The Electoral Commission then carried out its own investigation, and a few weeks later, in June, referred the issue to the police, as they believed that McLeod has breached the Electoral Act. The Commission’s legal and policy manager, Kristina Temel, said it was “up to the police to decide whether to investigate or take further action”.

What the Police had to decide

The police had to decide whether MacLeod's actions were either “corrupt” or “illegal”, and therefore to prosecute him in court. And they didn't need to prosecute if it was neither of those things.

In this regard, a “corrupt” act would mean that MacLeod had intentionally broken the law. For this, a conviction could carry a sentence of two years in prison, or a $100,000 fine.

The lesser charge of an “illegal” act could be used if MacLeod’s breach of the Electoral Act was essentially deemed accidental but careless. For this the punishment would be a fine of up to $40,000.

To escape either of these charges, MacLeod would need to be able to show that the breach was an accident and that he had taken “all reasonable steps in the circumstances to ensure that the information in the return was accurate”. Hence, it’s not enough to claim that the breach was a just “genuine mistake” to avoid prosecution. Ignorance of the law is no defence.

Surprise and disagreement about the police inaction

The police decision not to prosecute MacLeod has been well received by the MP himself. He said last week, “I’m just feeling hugely relieved that it is not being taken any further” and “this has been the most trying time of my whole career”. He felt he had paid the price of his error and now wanted to put the issue behind him: “I admitted I made a mistake and I just want to move on.”

However, there have been surprise and disagreement expressed by commentators from across the political spectrum. National Party aligned blogger and pollster David Farrar wrote that “this was the wrong decision by police”, and argued that they should have taken the breach of the law to the courts. He argues that there is no debate about the fact that “The return was false,” and so it is hard to understand how it wouldn’t be prosecuted.

For Farrar the key issue for a conviction is over whether MacLeod had taken all reasonable steps to ensure his disclosure was accurate (such as seeking advice from the party or a lawyer). This in Farrar’s view needed to be decided by the courts: “As it is contestable, I think the police should have laid a charge of an illegal practice, so that the court could decide if all reasonable steps were taken. It could well be that they decide in the candidate’s favour, but I want a court to decide that, not the police.”

Unsurprisingly, on the political left there was also incredulity expressed that MacLeod had escaped prosecution. At the Labour-aligned blog the Standard, Greg Presland, a lawyer and Labour Party activist, challenged the police decision, saying that although McLeod’s actions might not meet the high threshold for a “corruption” conviction, it seemed evident that a sentence for “illegal” behaviour was obtainable.

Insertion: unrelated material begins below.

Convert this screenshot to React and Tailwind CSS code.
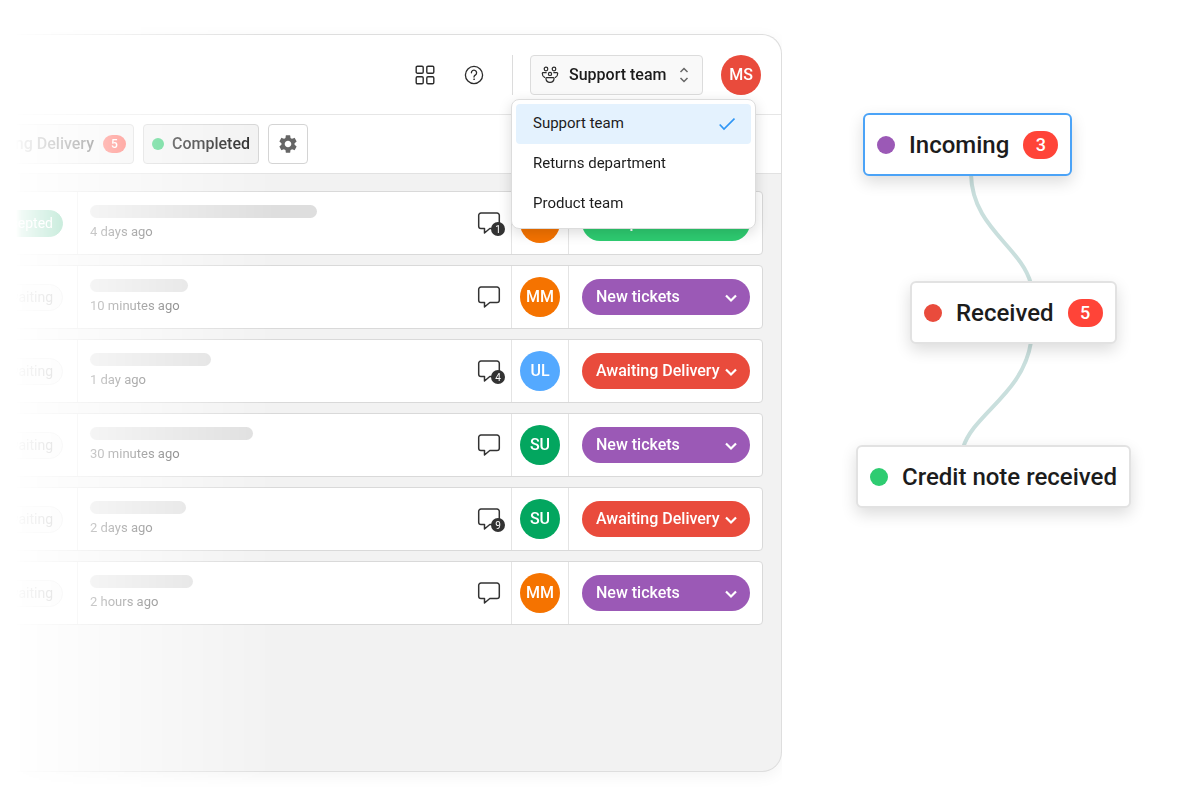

He suggests that the police need to show that MacLeod had actually taken “all reasonable steps in the circumstances to ensure that the information in the return was accurate”. He believes this is patently untrue, as leaving out $178,394 in donations is too significant. According to Presland, a private prosecution could still be made of MacLeod.

Similarly, blogger No Right Turn says that MacLeod “clearly did not take all reasonable steps to ensure his declaration was accurate”, and therefore the police have made the wrong decision.

Did MacLeod deliberately or accidentally leave the donations out of his disclosure?

Part of the police’s decision to prosecute or not would have been based on how deliberate they perceived McLeod’s breach to be. Was it intentional, or an ignorance of the law, or an unconscious and accidental oversight? These motivations and intentions would have been an important determinant for the Police.

There are some signs that McLeod’s omission of the donations was deliberate but ignorant of the law, rather than an accidental oversight. It appears that McLeod had in fact told his donors that he would not declare their large donations to the Electoral Commission if they were passed onto him before the end of 2022, because that’s when the election year started.

This is made apparent in a statement released by one of the donors, New Plymouth businessman Philip Brown, who donated $10,000 in October 2022, which wasn’t declared initially: “David and I discussed the donation, addressing any potential conflicts of interest. In these conversations, David indicated his understanding of how donations were to be recorded. It was his genuine belief that only donations made in the election year were to be recorded, which fully aligns with his recent statements.”

Therefore, this statement suggests that MacLeod’s decision not to disclose $178,000 in donations was deliberate, albeit made under a misunderstanding of the law. It appears that the MP thought he had a legal loophole to avoid disclosure of his funders.

It needs to be pointed out how significant MacLeod’s donations were. His total contributions (now) were declared to be $207,662. This was the highest amount of any candidate in the 2023 election campaign. His New Plymouth rival, the then-incumbent MP Glen Bennett, declared only a fraction of the amount: $27,510.

Although other National MPs also had large war chests, none came remotely close to MacLeod’s – the next highest was Siva Kilari with $110,483. And other candidates that hauled in a lot, with big name recognition and business connections, were Chris Bishop with $98,549, and Shane Jones with $95,524.

It therefore says something about MacLeod that he had extraordinarily high donations for his campaign [and] was telling some of his donors that he didn’t need to declare their contributions, but apparently didn’t bother to double check his understanding of the donations disclosure law.

The police need to have the responsibility for political crimes taken off them

The decision not to prosecute MacLeod is another case study for why New Zealand needs to remove the role of electoral enforcement from the police, and give it to a dedicated agency, such as an anti-corruption commission. David Farrar argues in favour of this too, saying this week, the police decision is an “example of why they should not be the body that enforces electoral law.”